Building Your FOSS Portfolio

Perhaps the greatest benefit of contributing to FOSS projects: you have the opportunity prove, to yourself and to others, that you can usefully contribute to real software projects. You will meet and interact with other developers, some of whom work on FOSS projects for a living. If you can help them solve their problems, they are inclined to help you solve yours — with advice, contacts, recommendation letters, and maybe even job offers.

One of the big differences between working in FOSS and working on proprietary software is that your work is visible to anyone who cares to look. Every mailing list post you write, every blog entry you post, every bug you file, every wiki page you edit, and every line of code you write, are available for anyone’s inspection.

This a huge potential advantage, if you know how to use it. In the coming chapters, as you begin to engage with your chosen FOSS project, we point out portfolio building opportunities.

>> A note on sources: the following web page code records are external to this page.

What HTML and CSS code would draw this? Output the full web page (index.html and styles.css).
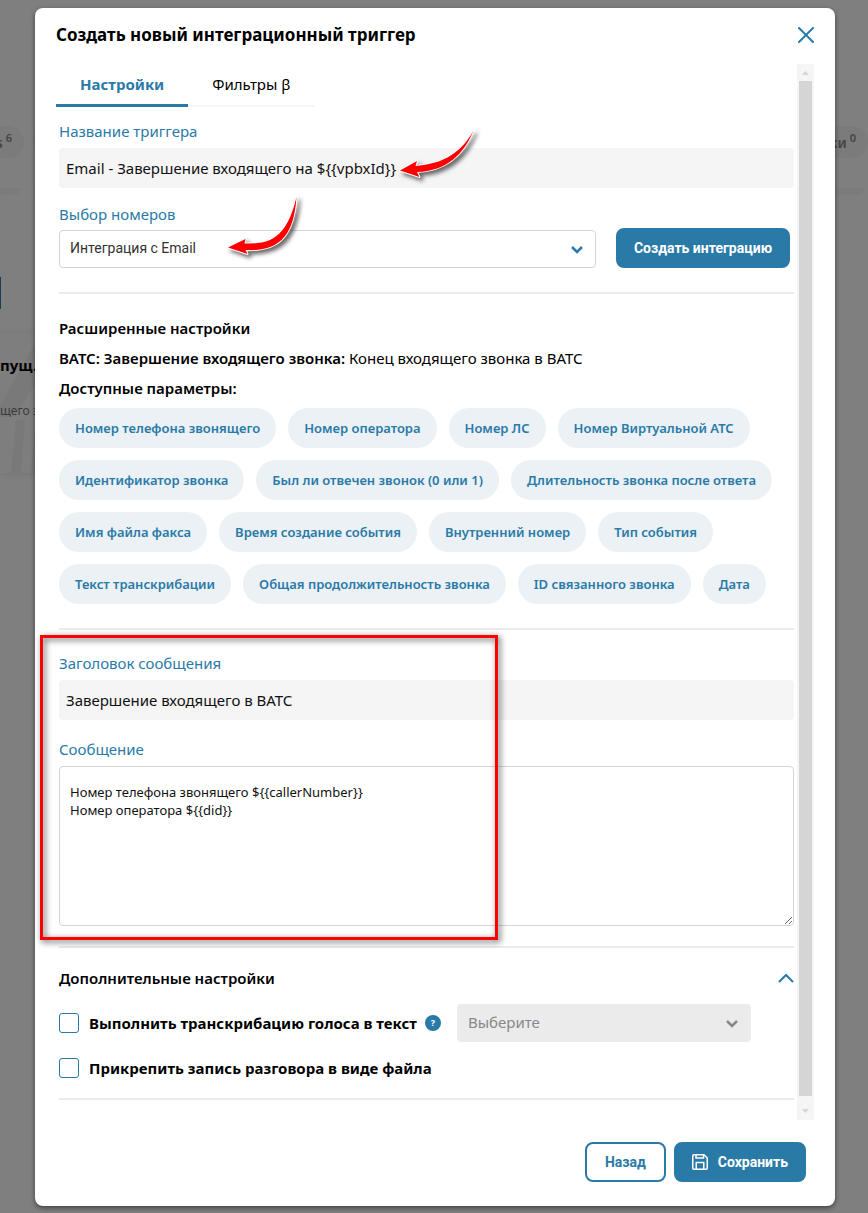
FILE: index.html
```
<!DOCTYPE html>
<html lang="ru">
<head>
    <meta charset="UTF-8">
    <meta name="viewport" content="width=device-width, initial-scale=1">
    <title>Создать новый интеграционный триггер</title>
    <link rel="stylesheet" href="styles.css">
</head>
<body>
    <!-- Страница под модальным окном -->
    <div class="page" aria-hidden="true">
        <div class="page-tabs">
            <span class="page-tab">s<sup>6</sup></span>
            <span class="page-tab wide"></span>
            <span class="page-tab last">ки<sup>0</sup></span>
        </div>
        <div class="page-strips">
            <div class="page-strip"></div>
            <div class="page-strip wide"></div>
        </div>
        <div class="page-btn"></div>
        <div class="page-card">
            <svg class="page-card-bg" width="36" height="140" viewBox="0 0 36 140">
                <path d="M0 73 L34 12 H36 V50 L14 84 H0Z M16 87 H25 L21 140 H11Z M36 90 L30 140 H36Z" fill="#f3f3f3"/>
            </svg>
            <div class="page-card-title">пущ.</div>
            <div class="page-card-text">щего з</div>
        </div>
    </div>

    <div class="overlay">
        <div class="modal" role="dialog" aria-labelledby="modalTitle">
            <div class="modal-header">
                <h1 id="modalTitle">Создать новый интеграционный триггер</h1>
                <button class="close-btn" aria-label="Закрыть">
                    <svg width="16" height="16" viewBox="0 0 16 16" fill="none" stroke="currentColor" stroke-width="2" stroke-linecap="round">
                        <path d="M1 1 L15 15 M15 1 L1 15"/>
                    </svg>
                </button>
            </div>

            <div class="modal-body">
                <div class="content">
                    <div class="tabs">
                        <button class="tab active">Настройки</button>
                        <button class="tab">Фильтры β</button>
                    </div>

                    <form class="form">
                        <div class="field">
                            <label for="triggerName">Название триггера</label>
                            <input type="text" id="triggerName" value="Email - Завершение входящего на ${{vpbxId}}">
                            <svg class="arrow arrow-name" width="100" height="70" viewBox="0 0 100 70">
                                <path d="M10 50.500 L27 41 L25.500 46 C48 44 69 37 83.500 10.500 C74 34 57 51 27 52 L29.500 57Z"/>
                            </svg>
                        </div>

                        <div class="field">
                            <label for="integration">Выбор номеров</label>
                            <div class="integration-row">
                                <div class="select-box">
                                    <select id="integration">
                                        <option>Интеграция с Email</option>
                                    </select>
                                    <svg class="chevron" width="12" height="8" viewBox="0 0 12 8" fill="none" stroke="currentColor" stroke-width="2.500">
                                        <path d="M1 1 L6 6 L11 1"/>
                                    </svg>
                                </div>
                                <button type="button" class="btn btn-primary">Создать интеграцию</button>
                            </div>
                            <svg class="arrow arrow-select" width="90" height="75" viewBox="0 0 90 75">
                                <path d="M8 57.500 L25.500 49 L24.500 53.500 C46 54 66 52 76.500 7 C74 44 61 62 25.500 60 L27.500 64Z"/>
                            </svg>
                        </div>

                        <hr>

                        <div class="params">
                            <h2>Расширенные настройки</h2>
                            <p><b>ВАТС: Завершение входящего звонка:</b> Конец входящего звонка в ВАТС</p>
                            <h2>Доступные параметры:</h2>
                            <div class="chips">
                                <button type="button" class="chip">Номер телефона звонящего</button>
                                <button type="button" class="chip">Номер оператора</button>
                                <button type="button" class="chip">Номер ЛС</button>
                                <button type="button" class="chip">Номер Виртуальной АТС</button>
                                <button type="button" class="chip">Идентификатор звонка</button>
                                <button type="button" class="chip">Был ли отвечен звонок (0 или 1)</button>
                                <button type="button" class="chip">Длительность звонка после ответа</button>
                                <button type="button" class="chip">Имя файла факса</button>
                                <button type="button" class="chip">Время создание события</button>
                                <button type="button" class="chip">Внутренний номер</button>
                                <button type="button" class="chip">Тип события</button>
                                <button type="button" class="chip">Текст транскрибации</button>
                                <button type="button" class="chip">Общая продолжительность звонка</button>
                                <button type="button" class="chip">ID связанного звонка</button>
                                <button type="button" class="chip">Дата</button>
                            </div>
                        </div>

                        <hr>

                        <div class="message">
                            <div class="field">
                                <label for="subject">Заголовок сообщения</label>
                                <input type="text" id="subject" value="Завершение входящего в ВАТС">
                            </div>
                            <div class="field">
                                <label for="message">Сообщение</label>
                                <textarea id="message">Номер телефона звонящего ${{callerNumber}}
Номер оператора ${{did}}</textarea>
                            </div>
                            <div class="highlight"></div>
                        </div>

                        <hr>

                        <div class="extra">
                            <div class="extra-header">
                                <h2>Дополнительные настройки</h2>
                                <button type="button" class="toggle-btn" aria-label="Свернуть">
                                    <svg width="16" height="10" viewBox="0 0 16 10" fill="none" stroke="currentColor" stroke-width="2">
                                        <path d="M1 9 L8 2 L15 9"/>
                                    </svg>
                                </button>
                            </div>
                            <div class="check-row tall">
                                <input type="checkbox" id="transcribe">
                                <label for="transcribe">Выполнить транскрибацию голоса в текст</label>
                                <span class="help">?</span>
                                <div class="select-box disabled">
                                    <select aria-label="Выберите" disabled>
                                        <option>Выберите</option>
                                    </select>
                                    <svg class="chevron" width="12" height="8" viewBox="0 0 12 8" fill="none" stroke="currentColor" stroke-width="2.500">
                                        <path d="M1 1 L6 6 L11 1"/>
                                    </svg>
                                </div>
                            </div>
                            <div class="check-row">
                                <input type="checkbox" id="attach">
                                <label for="attach">Прикрепить запись разговора в виде файла</label>
                            </div>
                        </div>

                        <hr>
                    </form>
                </div>

                <div class="scrollbar">
                    <svg width="17" height="17" viewBox="0 0 17 17"><path d="M5 11 L8.500 7 L12 11Z" fill="#d5d5d5"/></svg>
                    <div class="thumb"></div>
                    <svg width="17" height="17" viewBox="0 0 17 17"><path d="M5 6 L8.500 10 L12 6Z" fill="#d5d5d5"/></svg>
                </div>
            </div>

            <div class="modal-footer">
                <button class="btn btn-outline">Назад</button>
                <button class="btn btn-primary">
                    <svg width="16" height="16" viewBox="0 0 16 16" fill="none" stroke="currentColor" stroke-width="1.500">
                        <path d="M2 0.750 H12 L15.250 4 V14 Q15.250 15.250 14 15.250 H2 Q0.750 15.250 0.750 14 V2 Q0.750 0.750 2 0.750Z"/>
                        <path d="M4 1 V4 H11.500 V1 M4.250 15 V8.500 H11.750 V15"/>
                    </svg>
                    Сохранить
                </button>
            </div>
        </div>
    </div>
</body>
</html>
```
FILE: styles.css
```
* {
    box-sizing: border-box;
}
body {
    margin: 0;
    display: grid;
    min-height: 100vh;
    background: #fff;
    color: #000;
    font-family: 'Noto Sans', 'Open Sans', sans-serif;
    font-size: 15px;
    line-height: 20px;
}
button, input, select, textarea {
    font-family: inherit;
}
h1, h2, p {
    margin: 0;
}
hr {
    height: 2px;
    margin: 0;
    border: none;
    background: #ebebeb;
}

/* Страница и затемнение лежат в одной ячейке */
.page, .overlay {
    grid-area: 1 / 1;
    min-width: 0;
}
.page {
    overflow: hidden;
    padding-top: 126px;
}
.page-tabs {
    display: flex;
    gap: 9px;
    height: 32px;
}
.page-tab {
    display: flex;
    justify-content: flex-end;
    width: 24px;
    padding: 7px 12px 0 0;
    border-radius: 0 16px 16px 0;
    background: #f6f6f6;
    color: #888;
    font-size: 14px;
    font-weight: 600;
}
.page-tab sup {
    margin-left: 3px;
    font-size: 11px;
    line-height: 10px;
}
.page-tab.wide {
    flex: 1;
    border-radius: 16px;
}
.page-tab.last {
    width: 56px;
    border-radius: 16px;
}
.page-strips {
    display: flex;
    gap: 12px;
    margin-top: 30px;
    padding-right: 3px;
}
.page-strip {
    width: 21px;
    height: 7px;
    border-radius: 0 0 16px 0;
    background: #f6f6f6;
}
.page-strip.wide {
    flex: 1;
    border-radius: 0 0 16px 16px;
}
.page-btn {
    width: 1px;
    height: 32px;
    margin-top: 82px;
    background: #2a7aa8;
}
.page-card {
    position: relative;
    width: 50%;
    height: 140px;
    margin-top: 24px;
    padding-top: 22px;
    background: #fcfcfc;
    box-shadow: 0 1px 8px rgba(0,0,0,0.1);
}
.page-card-bg {
    position: absolute;
    top: 0;
    left: 0;
}
.page-card-title {
    position: relative;
    font-weight: bold;
}
.page-card-text {
    position: relative;
    margin-top: 26px;
    color: #777;
    font-size: 12px;
}

/* Модальное окно */
.overlay {
    position: relative;
    padding: 8px 33px 7px 35px;
    background: rgba(0,0,0,0.5);
}
.modal {
    padding: 0 21px 24px;
    border-radius: 8px;
    background: #fff;
    box-shadow: 0 2px 5px rgba(0,0,0,0.5);
}
.modal-header {
    display: flex;
    justify-content: space-between;
    align-items: center;
    height: 56px;
    padding-bottom: 3px;
}
h1 {
    font-size: 17px;
    font-weight: bold;
}
.close-btn, .toggle-btn {
    display: flex;
    padding: 0;
    border: none;
    background: none;
    color: #2a7aa8;
    cursor: pointer;
}
.modal-body {
    display: flex;
    gap: 3px;
}
.content {
    flex: 1;
    min-width: 0;
    padding-bottom: 20px;
}
.tabs {
    display: flex;
    align-items: flex-end;
    height: 43px;
}
.tab {
    height: 43px;
    padding: 0 24px 1px;
    border: none;
    border-bottom: 2px solid #f5f5f5;
    background: none;
    font-size: 15px;
    cursor: pointer;
}
.tab.active {
    border-bottom: 3px solid #2a7aa8;
    color: #2a7aa8;
    font-weight: bold;
}
.form {
    padding: 14px 0 0 3px;
}

.field {
    position: relative;
    display: flex;
    flex-direction: column;
}
.field label {
    margin-bottom: 7px;
    color: #2a7aa8;
}
.field + .field {
    margin-top: 16px;
}
input[type=text] {
    width: 100%;
    height: 40px;
    padding: 0 7px;
    border: none;
    border-radius: 4px;
    background: #f5f5f5;
    color: #111;
    font-size: 15px;
}
.integration-row {
    display: flex;
    align-items: flex-end;
    gap: 20px;
    margin-top: -3px;
    padding-right: 4px;
}
.select-box {
    position: relative;
    flex: 1;
    color: #2a7aa8;
}
.select-box select {
    display: block;
    width: 100%;
    height: 38px;
    padding: 0 36px 2px 10px;
    border: 1px solid #d5d5d5;
    border-radius: 4px;
    appearance: none;
    background: #fff;
    color: #333;
    font-family: Roboto, sans-serif;
    font-size: 14px;
}
.chevron {
    position: absolute;
    top: 16px;
    right: 13px;
}
.btn {
    display: flex;
    justify-content: center;
    align-items: center;
    gap: 10px;
    height: 40px;
    padding: 0 18px;
    border: 2px solid #2a7aa8;
    border-radius: 8px;
    font-family: Roboto, sans-serif;
    font-size: 14px;
    font-weight: bold;
    cursor: pointer;
}
.btn-primary {
    padding: 0 16px;
    background: #2a7aa8;
    color: #fff;
}
.btn-outline {
    background: #fff;
    color: #2a7aa8;
}
.field + hr, .params + hr {
    margin-top: 24px;
}

.params {
    padding-top: 19px;
    line-height: 30px;
}
h2, .params b {
    font-size: 15px;
    font-weight: 600;
}
.chips {
    display: flex;
    flex-wrap: wrap;
    gap: 12px;
    margin-top: 5px;
}
.chip {
    height: 40px;
    padding: 0 16px;
    border: none;
    border-radius: 20px;
    background: #ebf1f4;
    color: #2a7aa8;
    font-size: 13px;
    font-weight: 600;
    cursor: pointer;
}

.message {
    position: relative;
    padding: 23px 0 20px;
}
.message .field + .field {
    margin-top: 19px;
}
textarea {
    width: 100%;
    height: 160px;
    padding: 16px 10px;
    border: 1px solid #d5d5d5;
    border-radius: 4px;
    color: #111;
    font-size: 13px;
    line-height: 18px;
    resize: vertical;
}

/* Выделение и стрелки поверх формы */
.highlight {
    position: absolute;
    top: 5px;
    bottom: 6px;
    left: -19px;
    width: 458px;
    border: 3px solid #f00;
    filter: drop-shadow(2px 2px 3px rgba(0,0,0,0.7));
    pointer-events: none;
}
.arrow {
    position: absolute;
    fill: #f00;
    stroke: #fff;
    stroke-width: 2px;
    stroke-linejoin: round;
    paint-order: stroke;
    filter: drop-shadow(3px 3px 2px rgba(0,0,0,0.6));
    pointer-events: none;
}
.arrow-name {
    top: -1px;
    left: 331px;
}
.arrow-select {
    top: -14px;
    left: 161px;
}

.extra {
    padding: 20px 0;
}
.extra-header {
    display: flex;
    justify-content: space-between;
    align-items: center;
}
.check-row {
    display: flex;
    align-items: center;
    margin-top: 16px;
}
.check-row.tall {
    height: 38px;
}
.check-row label {
    font-weight: bold;
}
input[type=checkbox] {
    width: 20px;
    height: 20px;
    margin: 0 10px 0 0;
    border: 1px solid #2a7aa8;
    border-radius: 3px;
    appearance: none;
    background: #fff;
}
.help {
    width: 16px;
    height: 16px;
    margin-left: 8px;
    border-radius: 50%;
    background: #2a7aa8;
    color: #fff;
    font-size: 9px;
    font-weight: bold;
    line-height: 16px;
    text-align: center;
}
.select-box.disabled {
    margin: 0 43px 0 16px;
    color: #888;
}
.select-box.disabled select {
    border-color: #ebebeb;
    background: #ebebeb;
    color: #888;
    font-family: inherit;
    font-size: 15px;
    opacity: 1;
}

.scrollbar {
    display: flex;
    flex-direction: column;
    width: 17px;
    background: #f5f5f5;
}
.thumb {
    flex: 1;
    margin: 0 2px 7px;
    background: #d5d5d5;
}
.modal-footer {
    display: flex;
    justify-content: flex-end;
    gap: 8px;
    padding: 22px 8px 0 0;
}
```
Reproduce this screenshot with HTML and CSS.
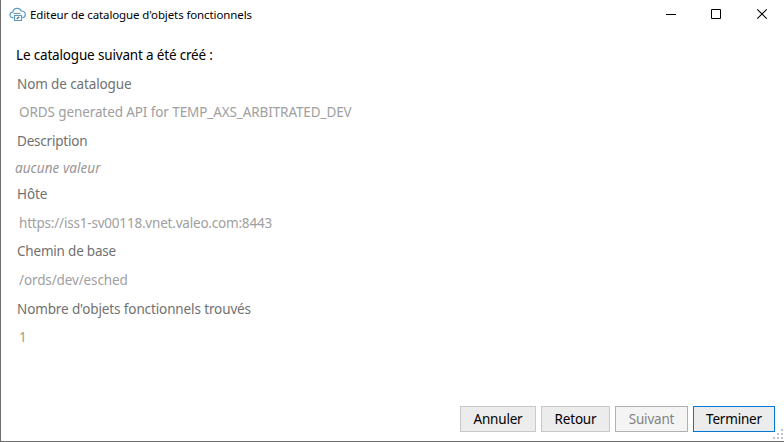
FILE: index.html
```
<!DOCTYPE html>
<html lang="fr">
<head>
<meta charset="utf-8">
<title>Editeur de catalogue d'objets fonctionnels</title>
<link rel="stylesheet" href="styles.css">
</head>
<body>
<div class="window">
  <header class="titlebar">
    <svg class="app-icon" width="18" height="16" viewBox="0 0 18 16" fill="none" stroke="#5b9cc4" stroke-width="1.2">
      <path d="M4.500 10.700H4C2.200 10.700 1 9.500 1 8c0-1.600 1.200-2.700 2.800-2.800C4.200 2.800 6 1.300 8.200 1.300c1.900 0 3.400 1 4 2.700 2.500-.2 4.100 1.300 4.100 3.400 0 1.900-1.200 3.200-3 3.300"/>
      <path d="M4.500 6.500H11.500" stroke="#7c98aa"/>
      <path d="M5.500 8.500H12.500V13.500H5.500Z"/>
      <path d="M7.800 12l2.400-2.300" stroke="#4c6f89"/>
    </svg>
    <h1 class="title"><span>Editeur de catalogue d'objets fonctionnels</span></h1>
    <svg class="controls" width="104" height="12" viewBox="0 0 104 12" fill="none" stroke="#000">
      <path d="M0 6.500H10"/>
      <path d="M45.500 1.500H54.500V10.500H45.500Z"/>
      <path d="M91.300 1.300L100.700 10.700M100.700 1.300L91.300 10.700" stroke-width="1.100"/>
    </svg>
  </header>
  <main class="content">
    <p class="intro"><span>Le catalogue suivant a été créé :</span></p>
    <dl class="fields">
      <dt class="catalog-label"><span>Nom de catalogue</span></dt>
      <dd class="catalog"><span>ORDS generated API for TEMP_AXS_ARBITRATED_DEV</span></dd>
      <dt class="description-label"><span>Description</span></dt>
      <dd class="empty"><span>aucune valeur</span></dd>
      <dt class="host-label"><span>Hôte</span></dt>
      <dd class="host"><span>https://iss1-sv00118.vnet.valeo.com:8443</span></dd>
      <dt class="path-label"><span>Chemin de base</span></dt>
      <dd class="path"><span>/ords/dev/esched</span></dd>
      <dt class="count-label"><span>Nombre d'objets fonctionnels trouvés</span></dt>
      <dd class="count"><span>1</span></dd>
    </dl>
  </main>
  <footer class="actions">
    <button class="button cancel">Annuler</button>
    <button class="button back">Retour</button>
    <button class="button next" disabled>Suivant</button>
    <button class="button finish">Terminer</button>
  </footer>
  <svg class="grip" width="11" height="11" viewBox="0 0 11 11" fill="#bfc3d2">
    <path d="M8 0h2v2H8zM4 4h2v2H4zM8 4h2v2H8zM0 8h2v2H0zM4 8h2v2H4zM8 8h2v2H8z"/>
  </svg>
</div>
</body>
</html>
```
FILE: styles.css
```
* { box-sizing: border-box; }
body { margin: 0; background: #fff; font: 13.5px/20px "Noto Sans", "Open Sans", sans-serif; color: #000; }
.window { position: relative; display: flex; flex-direction: column; width: 784px; height: 442px; border-left: 1px solid #6d6d6d; border-bottom: 1px solid #6d6d6d; overflow: hidden; white-space: nowrap; }
.titlebar { display: flex; align-items: center; height: 30px; padding: 0 14px 0 8px; }
.app-icon { flex: none; margin-top: -1px; }
.title { flex: 1; margin: 0 0 0 3px; font-size: 11.5px; font-weight: 400; letter-spacing: -.11px; }
.controls { flex: none; margin-top: -2px; }
.content { flex: 1; padding: 15px 0 0 15px; }
.intro { height: 29px; margin: 0; letter-spacing: -.17px; }
.fields { display: grid; grid-template-rows: 28px 29px 27px 26px 29px 28px 29px 29px 28px 20px; margin: 0; letter-spacing: -.12px; }
dt { padding-left: 1px; color: #717171; }
dd { margin: 0; padding-left: 3px; color: #a0a0a0; }
.catalog { letter-spacing: -.1px; }
.description-label { letter-spacing: -.21px; }
.empty { padding-left: 0; margin-left: -1px; font-style: italic; color: #979797; letter-spacing: .06px; }
.host { letter-spacing: -.2px; }
.path-label { letter-spacing: -.2px; }
.count { color: #a0a08a; }
.actions { display: flex; justify-content: flex-end; gap: 5px; height: 35px; padding: 0 9px 9px 0; }
.button { height: 26px; margin: 0; padding: 0; border: 1px solid #c8c8c8; border-radius: 0; background: #ececec; color: #000; font: inherit; letter-spacing: -.2px; }
.cancel { width: 76px; }
.back { width: 69px; }
.next { width: 73px; border-color: #adb2b5; background: #f4f4f4; color: #838383; }
.finish { width: 82px; border-color: #0078d7; }
.grip { position: absolute; right: 0; bottom: 1px; }
```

Really, though, the portfolio should be a side effect. If you choose a project that matters to you, and if you work hard to help that project achieve its goals, then your portfolio builds itself.

Exercise – Learn about a project’s leaders

Revisit the project you blogged about in (XREF) Exercise 1.1, and spend some time figuring out who some of the project leaders are. Read through the project wiki, mailing lists, and so on. What can you find out about the project leaders? What information do they make available about themselves? Given what you’ve read, what do you think about their work?

Exercise – Write your own FOSS bio

Find an online wiki provider — Wikispaces, for example — and create a wiki page that will become your online FOSS portfolio. Write a little bit about yourself. Link to content: your resume, your blog, your Twitter account, or anything that might be relevant to potential employers. You will use this portfolio extensively over the course of this book.

Supplemental Materials

The Cathedral and The Bazaar is a great story about the FOSS principles in action. Written originally in 1998 by Eric S. Raymond, it’s considered a must-read by many FOSS practitioners.